● **CHALLENGE**
Write out, word for word, every line from the first one through the line that holds "<login-page></login-page>", and nothing else; skip the pictures.

● **DATA LINES**
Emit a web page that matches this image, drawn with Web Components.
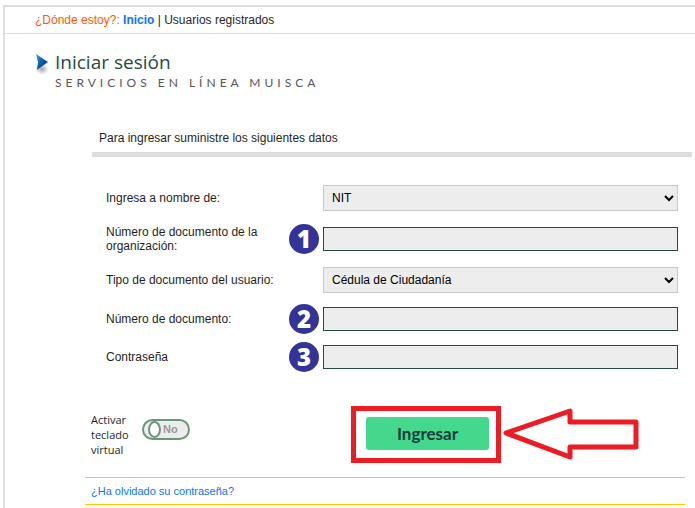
<!DOCTYPE html>
<html lang="es">
<head>
<meta charset="utf-8">
<title>Iniciar sesión</title>
<style>
    body{
        margin: 0;
        background: #fff;
        color: #1f1f1f;
        font: 12px/14px "Liberation Sans", Arial, sans-serif;
    }
</style>
</head>
<body>
<login-page></login-page>

<script>
class RutaPagina extends HTMLElement {
    constructor() {
        super();
        this.attachShadow({ mode: "open" });
        this.shadowRoot.innerHTML = /*html*/`
            <style>
                :host{
                    display: block;
                    padding: 6px 30px;
                    border-bottom: 1px solid #ddd;
                }
                span{ color: #ff5a00; }
                a{
                    color: #0a74ff;
                    font-weight: bold;
                    text-decoration: none;
                }
            </style>
            <span>¿Dónde estoy?:</span> <a href="#inicio">Inicio</a> | <slot></slot>
        `;
    }
}
customElements.define('ruta-pagina', RutaPagina);

class TituloPagina extends HTMLElement {
    constructor() {
        super();
        this.attachShadow({ mode: "open" });
        this.shadowRoot.innerHTML = /*html*/`
            <style>
                :host{
                    display: flex;
                    gap: 4px;
                    padding: 16px 30px 0;
                    font-family: "Open Sans", sans-serif;
                }
                svg{
                    flex: none;
                    margin-top: 2px;
                }
                h1{
                    margin: 0;
                    font-size: 19px;
                    line-height: 24px;
                    font-weight: 400;
                    color: #234b40;
                }
                p{
                    margin: 0;
                    font-family: Lato, sans-serif;
                    font-size: 12px;
                    line-height: 18px;
                    letter-spacing: 4px;
                    color: #555;
                }
            </style>
            <svg width="16" height="24" viewBox="0 0 16 24">
                <defs>
                    <linearGradient id="azul" x1="0" y1="0" x2="1" y2="1">
                        <stop offset="0" stop-color="#4ba0dc"/>
                        <stop offset=".5" stop-color="#0759a8"/>
                        <stop offset="1" stop-color="#063c82"/>
                    </linearGradient>
                    <radialGradient id="sombra">
                        <stop offset="0" stop-color="#777" stop-opacity=".7"/>
                        <stop offset="1" stop-color="#999" stop-opacity="0"/>
                    </radialGradient>
                </defs>
                <ellipse cx="7" cy="17" rx="7" ry="6" fill="url(#sombra)"/>
                <path d="M1 2 L13 10 L2 18 L3 10 Z" fill="url(#azul)"/>
            </svg>
            <div>
                <h1><slot></slot></h1>
                <p><slot name="subtitulo"></slot></p>
            </div>
        `;
    }
}
customElements.define('titulo-pagina', TituloPagina);

class CampoFormulario extends HTMLElement {
    constructor() {
        super();
        this.attachShadow({ mode: "open" });
        const tipo = this.getAttribute('tipo');
        const paso = this.getAttribute('paso');
        const valor = this.getAttribute('valor');
        const control = tipo === 'select'
            ? `<select id="control"><option>${valor}</option></select>`
            : `<input id="control" type="${tipo}">`;
        this.shadowRoot.innerHTML = /*html*/`
            <style>
                :host{
                    display: grid;
                    grid-template-columns: 179px 30px 1fr;
                    column-gap: 4px;
                    align-items: center;
                }
                .paso{
                    width: 30px;
                    height: 30px;
                    margin: -3px 0;
                    border-radius: 50%;
                    background: #333399;
                    color: #fff;
                    font: 800 24px/30px "Open Sans", sans-serif;
                    text-align: center;
                }
                select, input{
                    grid-column: 3;
                    box-sizing: border-box;
                    width: 100%;
                    height: 24px;
                    margin: 0;
                    padding: 0 4px;
                    border: 1px solid #234b40;
                    border-radius: 0;
                    background-color: #ededed;
                    color: #000;
                    font: inherit;
                }
                select{
                    height: 26px;
                    border-color: #c8c8c8;
                }
            </style>
            <label for="control"><slot></slot></label>
            ${paso ? `<span class="paso">${paso}</span>` : ''}
            ${control}
        `;
    }
}
customElements.define('campo-formulario', CampoFormulario);

class TecladoVirtual extends HTMLElement {
    constructor() {
        super();
        this.attachShadow({ mode: "open" });
        this.shadowRoot.innerHTML = /*html*/`
            <style>
                :host{ display: block; }
                label{
                    display: flex;
                    align-items: center;
                    gap: 10px;
                    font: 11px/15px "Open Sans", sans-serif;
                }
                .texto{ width: 41px; }
                .switch{
                    box-sizing: border-box;
                    display: flex;
                    align-items: center;
                    width: 48px;
                    height: 21px;
                    margin-bottom: 10px;
                    padding-left: 4px;
                    border: 2px solid #6d9679;
                    border-radius: 11px;
                    background: #ededed;
                    color: #999;
                    font: bold 11px/17px "Liberation Sans", Arial, sans-serif;
                }
                input{
                    appearance: none;
                    box-sizing: border-box;
                    width: 13px;
                    height: 17px;
                    margin: 0 2px 0 0;
                    border: 2px solid #6d9679;
                    border-radius: 50%;
                    background: #fff;
                }
            </style>
            <label>
                <span class="texto"><slot></slot></span>
                <span class="switch"><input type="checkbox">No</span>
            </label>
        `;
    }
}
customElements.define('teclado-virtual', TecladoVirtual);

class BotonIngresar extends HTMLElement {
    constructor() {
        super();
        this.attachShadow({ mode: "open" });
        this.shadowRoot.innerHTML = /*html*/`
            <style>
                :host{
                    display: flex;
                    align-items: flex-start;
                    gap: 2px;
                }
                .marco{
                    padding: 6px 7px 8px 10px;
                    border: 5px solid #ed1c24;
                }
                button{
                    display: block;
                    width: 123px;
                    height: 33px;
                    padding: 0;
                    border: 0;
                    border-radius: 3px;
                    background: #43d88c;
                    color: #123c3c;
                    font: 700 17px/33px Lato, sans-serif;
                }
                svg{ display: block; margin-top: 1px; }
            </style>
            <div class="marco"><button type="submit"><slot></slot></button></div>
            <svg width="137" height="53" viewBox="0 0 137 53">
                <path d="M3 26 L67 4 V15 H133 V40 H67 V50 Z" fill="#fff" stroke="#ed1c24" stroke-width="5" stroke-linejoin="round"/>
            </svg>
        `;
    }
}
customElements.define('boton-ingresar', BotonIngresar);

class LoginPage extends HTMLElement {
    constructor() {
        super();
        this.attachShadow({ mode: "open" });
        this.shadowRoot.innerHTML = /*html*/`
            <style>
                :host{
                    display: block;
                    box-sizing: border-box;
                    min-height: calc(100vh - 5px);
                    margin: 5px 0 0 3px;
                    border: 2px solid #ddd;
                    border-width: 2px 0 0 2px;
                }
                .intro{
                    margin: 39px 3px 0 87px;
                    padding: 0 7px 7px;
                    border-bottom: 5px solid #ddd;
                }
                .campos{
                    display: grid;
                    row-gap: 14px;
                    padding: 28px 17px 0 101px;
                }
                .acciones{
                    display: flex;
                    align-items: flex-start;
                    gap: 161px;
                    padding: 37px 0 14px 86px;
                }
                teclado-virtual{ margin-top: 6px; }
                .olvido{
                    margin: 0 10px 3px 80px;
                    padding: 6px;
                    border: 1px solid #ffcc00;
                    border-width: 1px 0;
                    font-size: 11px;
                }
                .olvido a{
                    color: #0a74ff;
                    text-decoration: none;
                }
            </style>
            <ruta-pagina>Usuarios registrados</ruta-pagina>
            <titulo-pagina>Iniciar sesión<span slot="subtitulo">SERVICIOS EN LÍNEA MUISCA</span></titulo-pagina>
            <form>
                <p class="intro">Para ingresar suministre los siguientes datos</p>
                <div class="campos">
                    <campo-formulario tipo="select" valor="NIT">Ingresa a nombre de:</campo-formulario>
                    <campo-formulario tipo="text" paso="1">Número de documento de la organización:</campo-formulario>
                    <campo-formulario tipo="select" valor="Cédula de Ciudadanía">Tipo de documento del usuario:</campo-formulario>
                    <campo-formulario tipo="text" paso="2">Número de documento:</campo-formulario>
                    <campo-formulario tipo="password" paso="3">Contraseña</campo-formulario>
                </div>
                <div class="acciones">
                    <teclado-virtual>Activar teclado virtual</teclado-virtual>
                    <boton-ingresar>Ingresar</boton-ingresar>
                </div>
            </form>
            <div class="olvido"><a href="#recuperar">¿Ha olvidado su contraseña?</a></div>
        `;
    }
}
customElements.define('login-page', LoginPage);
</script>
</body>
</html>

● **THE REPLY**
Emit a web page that matches this image, drawn with Web Components.
<!DOCTYPE html>
<html lang="es">
<head>
<meta charset="utf-8">
<title>Iniciar sesión</title>
<style>
    body{
        margin: 0;
        background: #fff;
        color: #1f1f1f;
        font: 12px/14px "Liberation Sans", Arial, sans-serif;
    }
</style>
</head>
<body>
<login-page></login-page>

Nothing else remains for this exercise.